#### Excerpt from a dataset
◇ ◇ ◇ ◇

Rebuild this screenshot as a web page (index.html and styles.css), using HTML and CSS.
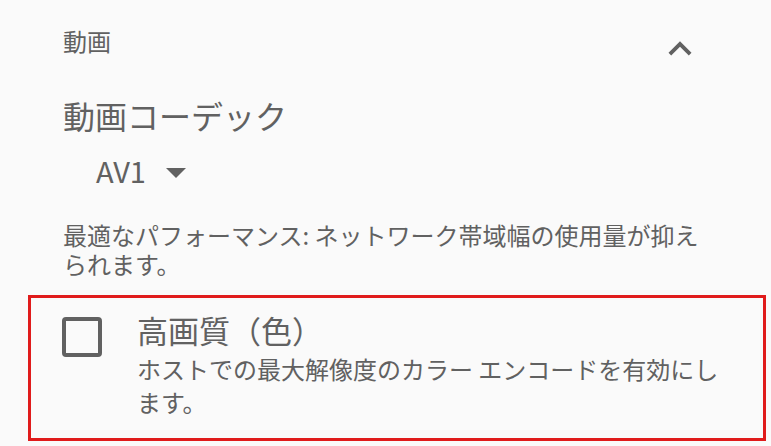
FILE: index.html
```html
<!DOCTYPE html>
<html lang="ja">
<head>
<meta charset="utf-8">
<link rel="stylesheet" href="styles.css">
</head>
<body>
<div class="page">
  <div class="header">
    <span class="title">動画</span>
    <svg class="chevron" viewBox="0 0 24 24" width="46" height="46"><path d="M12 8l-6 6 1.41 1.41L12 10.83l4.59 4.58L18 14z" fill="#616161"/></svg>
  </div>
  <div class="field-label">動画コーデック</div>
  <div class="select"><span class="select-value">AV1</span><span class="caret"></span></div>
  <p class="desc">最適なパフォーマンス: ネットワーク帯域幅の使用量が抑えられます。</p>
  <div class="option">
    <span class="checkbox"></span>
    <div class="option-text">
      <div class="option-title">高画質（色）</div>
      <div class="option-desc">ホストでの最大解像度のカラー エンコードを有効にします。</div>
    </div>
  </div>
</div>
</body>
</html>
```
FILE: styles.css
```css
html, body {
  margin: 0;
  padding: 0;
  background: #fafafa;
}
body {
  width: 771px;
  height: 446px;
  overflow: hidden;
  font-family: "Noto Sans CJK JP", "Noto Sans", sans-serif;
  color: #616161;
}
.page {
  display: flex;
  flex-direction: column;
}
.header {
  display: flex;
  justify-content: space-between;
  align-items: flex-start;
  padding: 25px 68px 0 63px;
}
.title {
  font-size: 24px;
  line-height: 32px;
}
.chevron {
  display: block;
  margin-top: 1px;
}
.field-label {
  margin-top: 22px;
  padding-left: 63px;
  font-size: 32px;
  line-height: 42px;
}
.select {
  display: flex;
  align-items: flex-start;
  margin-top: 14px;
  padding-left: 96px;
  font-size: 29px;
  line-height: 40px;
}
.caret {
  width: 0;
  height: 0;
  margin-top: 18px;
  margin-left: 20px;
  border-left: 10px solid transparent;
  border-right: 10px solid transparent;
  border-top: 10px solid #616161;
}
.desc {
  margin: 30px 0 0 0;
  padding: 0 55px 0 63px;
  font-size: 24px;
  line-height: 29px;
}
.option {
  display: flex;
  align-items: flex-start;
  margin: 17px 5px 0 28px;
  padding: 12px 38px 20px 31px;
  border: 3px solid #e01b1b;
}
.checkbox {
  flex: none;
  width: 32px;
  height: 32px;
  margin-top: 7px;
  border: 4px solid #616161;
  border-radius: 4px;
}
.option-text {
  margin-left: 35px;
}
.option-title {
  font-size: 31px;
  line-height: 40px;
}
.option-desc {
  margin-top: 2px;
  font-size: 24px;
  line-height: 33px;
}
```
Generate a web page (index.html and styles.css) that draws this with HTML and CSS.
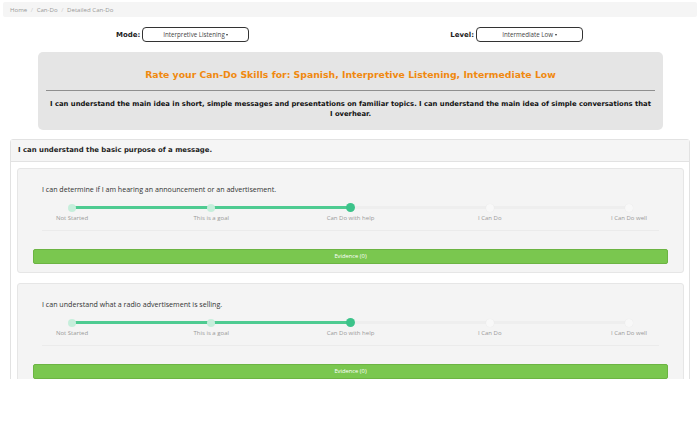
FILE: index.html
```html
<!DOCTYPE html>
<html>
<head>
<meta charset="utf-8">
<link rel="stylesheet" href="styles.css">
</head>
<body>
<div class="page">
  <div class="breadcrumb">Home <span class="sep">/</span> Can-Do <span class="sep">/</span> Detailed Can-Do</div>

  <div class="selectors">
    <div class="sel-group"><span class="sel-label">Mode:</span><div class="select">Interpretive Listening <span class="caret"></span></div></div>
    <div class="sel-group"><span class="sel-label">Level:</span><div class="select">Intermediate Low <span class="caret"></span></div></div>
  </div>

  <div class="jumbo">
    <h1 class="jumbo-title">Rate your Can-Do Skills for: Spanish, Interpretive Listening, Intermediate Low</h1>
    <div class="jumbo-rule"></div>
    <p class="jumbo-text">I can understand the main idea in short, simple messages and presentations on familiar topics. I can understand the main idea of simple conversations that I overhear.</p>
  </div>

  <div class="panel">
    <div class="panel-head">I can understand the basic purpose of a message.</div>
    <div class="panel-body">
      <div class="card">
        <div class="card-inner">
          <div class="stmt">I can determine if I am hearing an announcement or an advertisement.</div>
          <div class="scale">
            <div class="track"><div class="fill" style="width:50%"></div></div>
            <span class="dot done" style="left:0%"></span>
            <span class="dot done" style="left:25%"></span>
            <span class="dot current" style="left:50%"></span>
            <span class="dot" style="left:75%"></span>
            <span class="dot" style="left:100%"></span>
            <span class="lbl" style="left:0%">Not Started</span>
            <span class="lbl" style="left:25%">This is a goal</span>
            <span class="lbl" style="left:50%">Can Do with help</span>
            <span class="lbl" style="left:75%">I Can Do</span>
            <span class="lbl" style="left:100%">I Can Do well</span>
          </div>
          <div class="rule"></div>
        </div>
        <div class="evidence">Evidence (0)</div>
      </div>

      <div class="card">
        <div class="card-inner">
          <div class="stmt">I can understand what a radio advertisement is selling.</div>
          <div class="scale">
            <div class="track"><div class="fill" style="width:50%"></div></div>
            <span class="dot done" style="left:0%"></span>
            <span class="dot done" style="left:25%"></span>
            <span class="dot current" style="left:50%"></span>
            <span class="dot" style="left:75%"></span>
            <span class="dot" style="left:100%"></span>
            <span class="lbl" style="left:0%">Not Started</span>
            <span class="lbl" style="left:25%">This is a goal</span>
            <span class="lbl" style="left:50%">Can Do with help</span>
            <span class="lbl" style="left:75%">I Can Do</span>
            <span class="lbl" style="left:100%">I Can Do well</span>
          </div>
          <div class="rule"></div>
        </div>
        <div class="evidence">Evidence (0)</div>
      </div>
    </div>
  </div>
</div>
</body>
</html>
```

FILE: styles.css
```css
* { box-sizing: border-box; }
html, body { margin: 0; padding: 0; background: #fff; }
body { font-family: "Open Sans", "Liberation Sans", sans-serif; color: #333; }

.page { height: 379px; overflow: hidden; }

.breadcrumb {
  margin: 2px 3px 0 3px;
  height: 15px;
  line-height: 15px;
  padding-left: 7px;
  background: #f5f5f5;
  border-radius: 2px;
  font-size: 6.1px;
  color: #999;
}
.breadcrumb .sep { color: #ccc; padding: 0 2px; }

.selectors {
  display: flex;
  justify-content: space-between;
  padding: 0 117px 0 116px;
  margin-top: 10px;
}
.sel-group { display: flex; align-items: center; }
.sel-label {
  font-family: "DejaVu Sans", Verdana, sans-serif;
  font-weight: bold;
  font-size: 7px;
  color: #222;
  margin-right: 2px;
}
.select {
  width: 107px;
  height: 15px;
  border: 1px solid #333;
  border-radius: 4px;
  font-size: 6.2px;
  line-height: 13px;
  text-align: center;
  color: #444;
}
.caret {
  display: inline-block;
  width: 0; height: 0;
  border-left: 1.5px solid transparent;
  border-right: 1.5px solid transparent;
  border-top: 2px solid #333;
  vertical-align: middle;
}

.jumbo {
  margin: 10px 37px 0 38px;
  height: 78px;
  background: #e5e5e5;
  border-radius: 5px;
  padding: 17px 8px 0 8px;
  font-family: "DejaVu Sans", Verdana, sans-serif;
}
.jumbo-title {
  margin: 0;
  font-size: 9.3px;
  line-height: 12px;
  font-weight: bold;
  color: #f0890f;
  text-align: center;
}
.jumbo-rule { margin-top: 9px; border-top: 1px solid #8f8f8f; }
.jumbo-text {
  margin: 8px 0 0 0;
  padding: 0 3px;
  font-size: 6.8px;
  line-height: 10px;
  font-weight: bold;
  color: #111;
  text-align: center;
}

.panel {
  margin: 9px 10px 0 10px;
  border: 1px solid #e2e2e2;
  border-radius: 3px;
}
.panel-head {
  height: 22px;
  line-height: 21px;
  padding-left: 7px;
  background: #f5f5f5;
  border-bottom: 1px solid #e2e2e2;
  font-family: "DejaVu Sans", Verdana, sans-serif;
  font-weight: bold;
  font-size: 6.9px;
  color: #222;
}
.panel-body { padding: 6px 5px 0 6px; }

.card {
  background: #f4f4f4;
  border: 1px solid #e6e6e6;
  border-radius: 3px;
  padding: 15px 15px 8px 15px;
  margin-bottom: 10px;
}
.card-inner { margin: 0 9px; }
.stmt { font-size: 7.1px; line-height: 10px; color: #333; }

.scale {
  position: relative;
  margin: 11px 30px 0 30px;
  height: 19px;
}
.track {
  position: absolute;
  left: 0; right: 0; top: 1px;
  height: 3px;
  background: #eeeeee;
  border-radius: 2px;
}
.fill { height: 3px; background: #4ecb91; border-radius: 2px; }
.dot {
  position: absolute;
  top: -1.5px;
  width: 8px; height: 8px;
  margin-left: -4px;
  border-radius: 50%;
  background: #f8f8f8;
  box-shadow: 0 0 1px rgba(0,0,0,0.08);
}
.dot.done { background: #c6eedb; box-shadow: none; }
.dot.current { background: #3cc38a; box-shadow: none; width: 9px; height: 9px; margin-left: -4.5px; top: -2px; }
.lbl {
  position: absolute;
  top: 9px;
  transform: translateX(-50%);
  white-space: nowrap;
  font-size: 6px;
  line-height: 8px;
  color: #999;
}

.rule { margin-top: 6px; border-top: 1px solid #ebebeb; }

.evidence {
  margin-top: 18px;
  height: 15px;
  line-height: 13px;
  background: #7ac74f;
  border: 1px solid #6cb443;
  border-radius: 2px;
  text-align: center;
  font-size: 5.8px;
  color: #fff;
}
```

◇ ◇ ◇ ◇

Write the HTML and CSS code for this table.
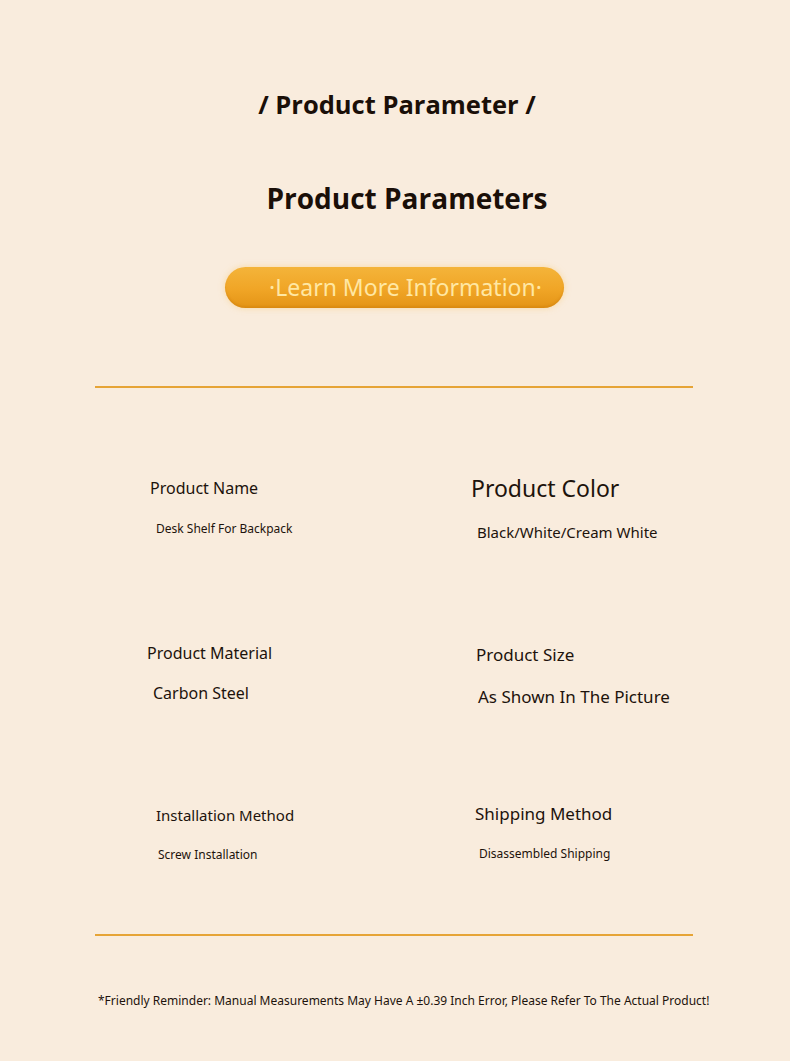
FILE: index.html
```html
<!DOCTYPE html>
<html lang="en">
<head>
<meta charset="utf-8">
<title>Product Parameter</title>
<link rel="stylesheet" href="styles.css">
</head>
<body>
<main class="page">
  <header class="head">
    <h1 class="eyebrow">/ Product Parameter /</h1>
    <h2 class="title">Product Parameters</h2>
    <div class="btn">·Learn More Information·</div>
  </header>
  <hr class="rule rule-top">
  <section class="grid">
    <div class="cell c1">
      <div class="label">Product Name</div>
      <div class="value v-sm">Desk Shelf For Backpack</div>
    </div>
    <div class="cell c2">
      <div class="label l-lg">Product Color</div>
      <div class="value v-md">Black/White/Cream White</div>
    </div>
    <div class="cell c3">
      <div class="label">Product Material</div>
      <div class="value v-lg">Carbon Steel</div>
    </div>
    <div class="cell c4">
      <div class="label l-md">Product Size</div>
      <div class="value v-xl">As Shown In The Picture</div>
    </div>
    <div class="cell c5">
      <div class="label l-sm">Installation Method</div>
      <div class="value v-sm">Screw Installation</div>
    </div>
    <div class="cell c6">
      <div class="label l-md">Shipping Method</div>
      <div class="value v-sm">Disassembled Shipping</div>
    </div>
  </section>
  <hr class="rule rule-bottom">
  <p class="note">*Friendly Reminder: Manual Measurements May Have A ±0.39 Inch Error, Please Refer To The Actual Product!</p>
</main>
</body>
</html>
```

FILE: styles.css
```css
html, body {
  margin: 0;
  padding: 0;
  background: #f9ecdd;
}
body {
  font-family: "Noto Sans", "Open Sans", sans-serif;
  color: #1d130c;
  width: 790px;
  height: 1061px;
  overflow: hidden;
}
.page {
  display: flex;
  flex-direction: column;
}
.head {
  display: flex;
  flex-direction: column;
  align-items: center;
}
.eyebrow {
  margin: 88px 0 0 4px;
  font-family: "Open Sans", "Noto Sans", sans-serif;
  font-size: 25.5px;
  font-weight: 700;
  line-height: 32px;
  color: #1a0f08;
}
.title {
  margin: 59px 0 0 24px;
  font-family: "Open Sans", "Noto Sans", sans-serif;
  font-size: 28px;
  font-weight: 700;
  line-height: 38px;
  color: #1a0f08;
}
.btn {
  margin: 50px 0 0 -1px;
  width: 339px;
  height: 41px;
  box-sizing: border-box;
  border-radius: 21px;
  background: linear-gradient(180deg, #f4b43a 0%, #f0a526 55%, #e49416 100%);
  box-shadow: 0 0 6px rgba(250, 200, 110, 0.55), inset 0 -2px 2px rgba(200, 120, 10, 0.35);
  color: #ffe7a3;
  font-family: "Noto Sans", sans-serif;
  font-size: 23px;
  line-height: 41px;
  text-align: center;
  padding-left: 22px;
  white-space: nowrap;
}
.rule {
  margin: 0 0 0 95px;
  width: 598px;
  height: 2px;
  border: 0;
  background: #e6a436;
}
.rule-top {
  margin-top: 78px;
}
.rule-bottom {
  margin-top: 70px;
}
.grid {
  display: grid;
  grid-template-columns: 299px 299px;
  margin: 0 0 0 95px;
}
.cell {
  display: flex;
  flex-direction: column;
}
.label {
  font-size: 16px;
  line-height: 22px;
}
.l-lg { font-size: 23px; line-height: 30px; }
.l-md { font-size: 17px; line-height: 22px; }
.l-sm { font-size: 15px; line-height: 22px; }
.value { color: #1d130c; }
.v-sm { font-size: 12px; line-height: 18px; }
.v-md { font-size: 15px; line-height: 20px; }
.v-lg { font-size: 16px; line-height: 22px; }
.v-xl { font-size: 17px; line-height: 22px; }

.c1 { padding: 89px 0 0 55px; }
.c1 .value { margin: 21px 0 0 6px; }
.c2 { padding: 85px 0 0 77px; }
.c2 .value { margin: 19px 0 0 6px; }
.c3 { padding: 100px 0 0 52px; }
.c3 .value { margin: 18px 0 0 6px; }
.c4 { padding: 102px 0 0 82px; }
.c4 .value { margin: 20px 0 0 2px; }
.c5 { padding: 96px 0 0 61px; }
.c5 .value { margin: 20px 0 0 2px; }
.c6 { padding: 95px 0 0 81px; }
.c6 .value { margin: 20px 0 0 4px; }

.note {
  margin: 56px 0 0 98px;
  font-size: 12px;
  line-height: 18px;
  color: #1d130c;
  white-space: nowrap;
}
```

◇ ◇ ◇ ◇

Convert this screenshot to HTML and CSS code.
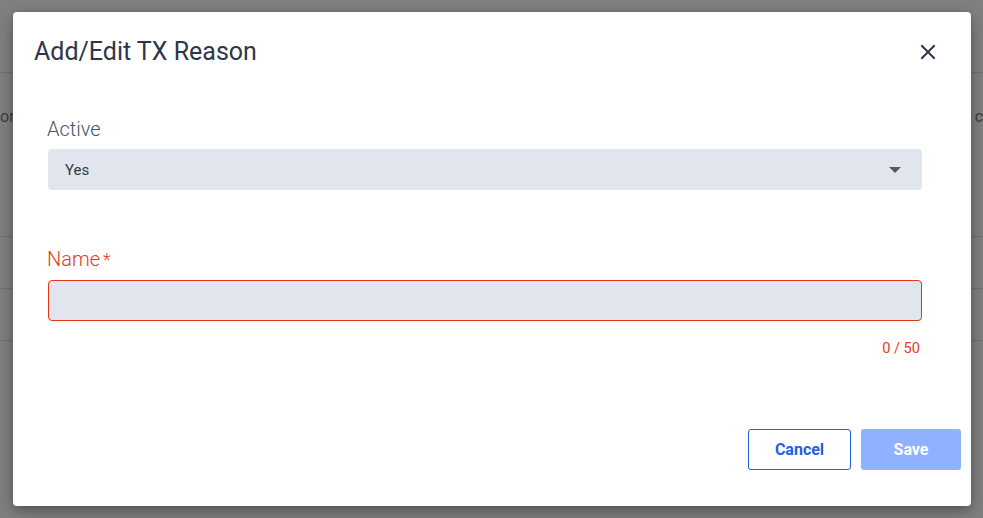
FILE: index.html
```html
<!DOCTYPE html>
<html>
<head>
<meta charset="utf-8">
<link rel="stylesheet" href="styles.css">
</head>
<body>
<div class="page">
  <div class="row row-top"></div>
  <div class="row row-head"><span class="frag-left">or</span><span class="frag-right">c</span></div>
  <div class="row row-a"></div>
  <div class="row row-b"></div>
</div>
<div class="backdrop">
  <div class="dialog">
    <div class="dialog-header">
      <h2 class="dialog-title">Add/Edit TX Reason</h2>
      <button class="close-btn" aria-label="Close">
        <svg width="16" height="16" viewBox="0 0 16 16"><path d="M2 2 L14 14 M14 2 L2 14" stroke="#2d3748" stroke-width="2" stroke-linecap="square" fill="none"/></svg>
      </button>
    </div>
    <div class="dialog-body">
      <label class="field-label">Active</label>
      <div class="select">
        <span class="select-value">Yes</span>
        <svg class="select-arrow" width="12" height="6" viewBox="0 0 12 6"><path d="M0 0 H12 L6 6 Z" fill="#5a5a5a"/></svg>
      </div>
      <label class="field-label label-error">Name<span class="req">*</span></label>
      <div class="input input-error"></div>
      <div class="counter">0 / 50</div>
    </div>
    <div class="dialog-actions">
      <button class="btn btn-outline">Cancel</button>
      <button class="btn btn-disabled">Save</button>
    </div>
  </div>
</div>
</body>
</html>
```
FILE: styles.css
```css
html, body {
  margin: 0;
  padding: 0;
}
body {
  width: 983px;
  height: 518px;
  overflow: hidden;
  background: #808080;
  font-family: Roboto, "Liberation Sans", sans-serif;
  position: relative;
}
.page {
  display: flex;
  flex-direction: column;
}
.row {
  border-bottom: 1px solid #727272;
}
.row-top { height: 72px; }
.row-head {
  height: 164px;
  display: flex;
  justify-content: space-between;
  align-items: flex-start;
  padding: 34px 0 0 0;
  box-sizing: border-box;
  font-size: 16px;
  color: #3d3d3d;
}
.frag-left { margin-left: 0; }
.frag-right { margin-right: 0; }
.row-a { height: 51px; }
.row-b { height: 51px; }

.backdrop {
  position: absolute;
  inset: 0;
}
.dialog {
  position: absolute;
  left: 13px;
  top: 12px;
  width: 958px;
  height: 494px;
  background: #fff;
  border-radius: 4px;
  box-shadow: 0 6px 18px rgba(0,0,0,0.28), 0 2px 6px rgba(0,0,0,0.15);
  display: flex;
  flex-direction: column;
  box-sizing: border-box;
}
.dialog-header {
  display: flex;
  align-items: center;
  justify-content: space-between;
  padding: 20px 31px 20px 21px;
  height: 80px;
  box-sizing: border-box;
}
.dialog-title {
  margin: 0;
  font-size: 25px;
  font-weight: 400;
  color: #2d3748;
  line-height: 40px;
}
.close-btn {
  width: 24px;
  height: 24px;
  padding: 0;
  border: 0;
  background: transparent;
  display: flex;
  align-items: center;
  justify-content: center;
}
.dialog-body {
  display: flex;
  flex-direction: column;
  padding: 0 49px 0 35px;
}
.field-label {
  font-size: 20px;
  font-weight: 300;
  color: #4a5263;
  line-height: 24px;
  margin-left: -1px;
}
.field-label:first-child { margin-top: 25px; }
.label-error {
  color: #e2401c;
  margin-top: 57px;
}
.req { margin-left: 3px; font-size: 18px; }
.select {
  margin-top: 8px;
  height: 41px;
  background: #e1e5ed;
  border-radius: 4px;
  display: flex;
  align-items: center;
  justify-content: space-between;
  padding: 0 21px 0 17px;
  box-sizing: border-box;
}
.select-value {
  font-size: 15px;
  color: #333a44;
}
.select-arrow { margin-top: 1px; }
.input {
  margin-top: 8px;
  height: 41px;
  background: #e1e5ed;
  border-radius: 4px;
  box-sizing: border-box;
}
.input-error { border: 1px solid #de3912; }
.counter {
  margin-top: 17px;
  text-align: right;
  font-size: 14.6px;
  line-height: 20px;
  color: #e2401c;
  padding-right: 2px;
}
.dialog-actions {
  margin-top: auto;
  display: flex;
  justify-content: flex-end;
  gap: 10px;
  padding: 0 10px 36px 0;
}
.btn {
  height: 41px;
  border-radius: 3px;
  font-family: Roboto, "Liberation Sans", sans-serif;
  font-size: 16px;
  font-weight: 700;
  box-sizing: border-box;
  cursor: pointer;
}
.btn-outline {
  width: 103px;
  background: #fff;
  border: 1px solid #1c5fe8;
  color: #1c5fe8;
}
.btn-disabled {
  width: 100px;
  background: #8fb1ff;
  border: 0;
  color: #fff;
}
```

◇ ◇ ◇ ◇

#### YOUR INSTRUCTIONS
Go through the records and show every line with the string "that" in it.

#### RESPONSE FOR THIS EXERCISE
Generate a web page (index.html and styles.css) that draws this with HTML and CSS.
    <p class="jumbo-text">I can understand the main idea in short, simple messages and presentations on familiar topics. I can understand the main idea of simple conversations that I overhear.</p>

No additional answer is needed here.